As for Ireland, spring is ideal for countryside tours, city breaks, and attending St. Patrick’s Day celebrations, while autumn is perfect for literary festivals, gastronomic events, and pub crawls.
Finally, let’s not forget about your budget, both spring and autumn in Ireland and Greece offer lower-than-peak summer prices, and accommodation and some services might offer off-peak rates. Of course, Greece is going to be less expensive no matter the season compared to Ireland.
Choosing the perfect trip is never easy, especially when you’re stuck between two countries to choose from, and in the case of Ireland and Greece things can get even trickier simply because both countries are great destinations but they are so different.

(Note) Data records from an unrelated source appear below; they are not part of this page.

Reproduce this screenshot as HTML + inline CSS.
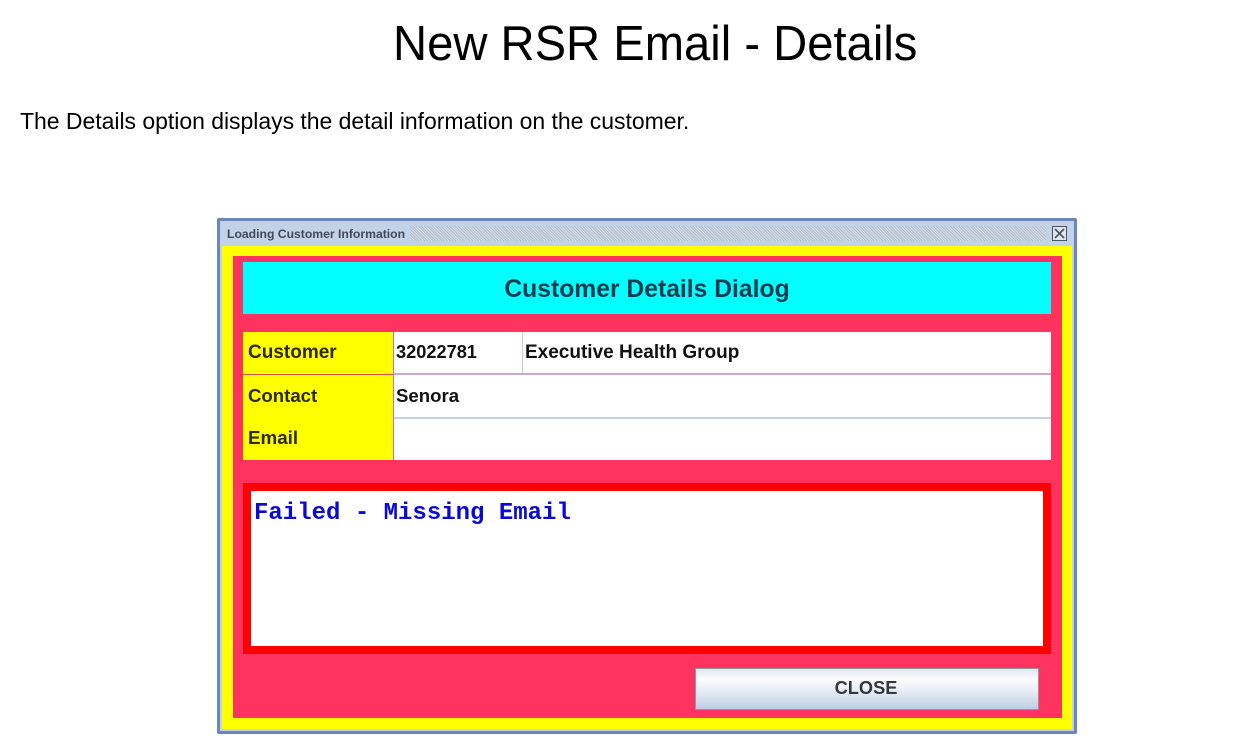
<!DOCTYPE html>
<html><head><meta charset="utf-8">
<style>
html,body{margin:0;padding:0;background:#fff}
body{width:1240px;height:746px;position:relative;overflow:hidden;font-family:"Liberation Sans",sans-serif}
.a{position:absolute;white-space:nowrap}
.b{position:absolute}
.lbl{font:bold 18.8px "Liberation Sans",sans-serif;color:#2e2a10}
.val{font:bold 18.6px "Liberation Sans",sans-serif;color:#111}
</style></head><body>
<div class="a" id="t" style="left:393px;top:16px;font-size:49px;line-height:56px;color:#000;transform:scaleX(0.963);transform-origin:left center">New RSR Email - Details</div>
<div class="a" id="p" style="left:20px;top:108px;font-size:23px;line-height:26px;color:#000;letter-spacing:-0.03px">The Details option displays the detail information on the customer.</div>

<div class="b" style="left:217px;top:218px;width:860px;height:516px;background:#6b86bd;border-radius:2px"></div>
<div class="b" style="left:220px;top:221px;width:854px;height:510px;background:#c3d2e6"></div>
<div class="b" style="left:410px;top:226px;width:636px;height:15px;background:repeating-linear-gradient(45deg,#b4bfce 0 1px,#d3dbe6 1px 2px)"></div>
<div class="a" style="left:227px;top:227px;font:bold 12.2px/14px 'Liberation Sans',sans-serif;color:#41495a">Loading Customer Information</div>
<svg class="b" style="left:1052px;top:226px" width="15" height="15" viewBox="0 0 15 15"><rect x="0.5" y="0.5" width="14" height="14" fill="#dfe6ef" stroke="#4a5363"/><path d="M3 3L12 12M12 3L3 12" stroke="#4a5363" stroke-width="1.7"/></svg>

<div class="b" style="left:222px;top:246px;width:850px;height:483px;background:#ff0"></div>
<div class="b" style="left:233px;top:256px;width:829px;height:462px;background:#ff335f"></div>
<div class="b" style="left:243px;top:262px;width:808px;height:52px;background:#0ff"></div>
<div class="a" style="left:243px;top:262px;width:808px;text-align:center;font:bold 24.7px/55px 'Liberation Sans',sans-serif;color:#163a50">Customer Details Dialog</div>

<div class="b" style="left:243px;top:332px;width:150px;height:128px;background:#ff0"></div>
<div class="b" style="left:243px;top:374px;width:150px;height:1px;background:#e0504a"></div>
<div class="b" style="left:393px;top:332px;width:658px;height:128px;background:#fff"></div>
<div class="b" style="left:393px;top:332px;width:1px;height:128px;background:#d870a8"></div>
<div class="b" style="left:522px;top:332px;width:1px;height:42px;background:#c3cfe0"></div>
<div class="b" style="left:394px;top:373px;width:657px;height:2px;background:#c9a8cc"></div>
<div class="b" style="left:394px;top:417px;width:657px;height:2px;background:#c3d2e6"></div>

<div class="a lbl" style="left:248px;top:343px;line-height:20px;font-size:19px">Customer</div>
<div class="a lbl" style="left:248px;top:386px;line-height:20px;font-size:18.6px">Contact</div>
<div class="a lbl" style="left:248px;top:428px;line-height:20px">Email</div>
<div class="a val" style="left:396px;top:342px;line-height:20px;font-size:18.2px">32022781</div>
<div class="a val" style="left:525px;top:343px;line-height:20px;font-size:19px">Executive Health Group</div>
<div class="a val" style="left:396px;top:386px;line-height:20px">Senora</div>

<div class="b" style="left:243px;top:483px;width:792px;height:155px;border:8px solid #f00;background:#fff"></div>
<div class="a" style="left:254px;top:500px;font:bold 24px/28px 'Liberation Mono',monospace;color:#0a0ad8">Failed - Missing Email</div>

<div class="b" style="left:695px;top:668px;width:342px;height:40px;border:1px solid #8f95a3;background:linear-gradient(#dfe7f1 0,#fbfcfd 25%,#e8edf4 55%,#bccee4 100%)"></div>
<div class="a" style="left:694px;top:668px;width:344px;text-align:center;font:bold 18.2px/40px 'Liberation Sans',sans-serif;color:#33383f">CLOSE</div>
</body></html>
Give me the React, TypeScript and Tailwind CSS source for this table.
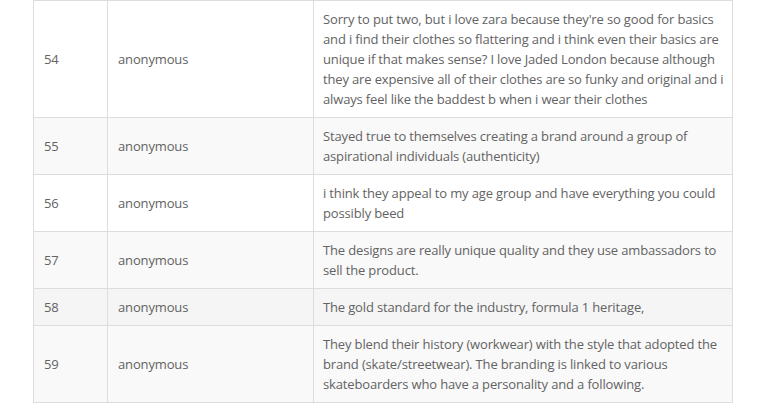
const rows = [
  {
    id: 54,
    name: "anonymous",
    text: "Sorry to put two, but i love zara because they're so good for basics and i find their clothes so flattering and i think even their basics are unique if that makes sense? I love Jaded London because although they are expensive all of their clothes are so funky and original and i always feel like the baddest b when i wear their clothes",
  },
  {
    id: 55,
    name: "anonymous",
    text: "Stayed true to themselves creating a brand around a group of aspirational individuals (authenticity)",
  },
  {
    id: 56,
    name: "anonymous",
    text: "i think they appeal to my age group and have everything you could possibly beed",
  },
  {
    id: 57,
    name: "anonymous",
    text: "The designs are really unique quality and they use ambassadors to sell the product.",
  },
  {
    id: 58,
    name: "anonymous",
    text: "The gold standard for the industry, formula 1 heritage,",
  },
  {
    id: 59,
    name: "anonymous",
    text: "They blend their history (workwear) with the style that adopted the brand (skate/streetwear). The branding is linked to various skateboarders who have a personality and a following.",
  },
];

export default function App() {
  return (
    <div className="w-full min-h-[403px] bg-white font-['Open_Sans',sans-serif]">
      <table className="ml-[33px] w-[700px] table-fixed border-collapse border border-[#dddddd] text-[13px] leading-5 tracking-[-0.15px] text-[#636363]">
        <colgroup>
          <col className="w-[74px]" />
          <col className="w-[206px]" />
          <col />
        </colgroup>
        <tbody>
          {rows.map((row, idx) => {
            // striped rows, 58 is the hovered one
            const bg =
              row.id === 58 ? "bg-[#f5f5f5]" : idx % 2 === 1 ? "bg-[#f9f9f9]" : "bg-white";
            return (
              <tr key={row.id} className={bg}>
                <td className="border border-[#dddddd] py-2 pl-2.5 pr-2 align-middle">{row.id}</td>
                <td className="border border-[#dddddd] py-2 pl-2.5 pr-2 align-middle">{row.name}</td>
                <td className="border border-[#dddddd] py-2 pl-[9px] pr-2 align-middle">{row.text}</td>
              </tr>
            );
          })}
        </tbody>
      </table>
    </div>
  );
}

If I had to summarize both destinations it would go something like this:
If you’re not afraid of the unpredictable Irish weather, and you love cozy, rainy days, lush landscapes, and cooler temperatures, Ireland’s your go-to.
But, if sunbathing, warm beaches, and clear skies are your thing, and if food exploration is an important part of your travels then Greece is the right destination for you! And if you’re wary of extreme heat, plan your Greek escapade outside the peak summer months.
Lastly, remember that no matter which country you choose, Greece or Ireland, I think it’s worth visiting both of them at some point!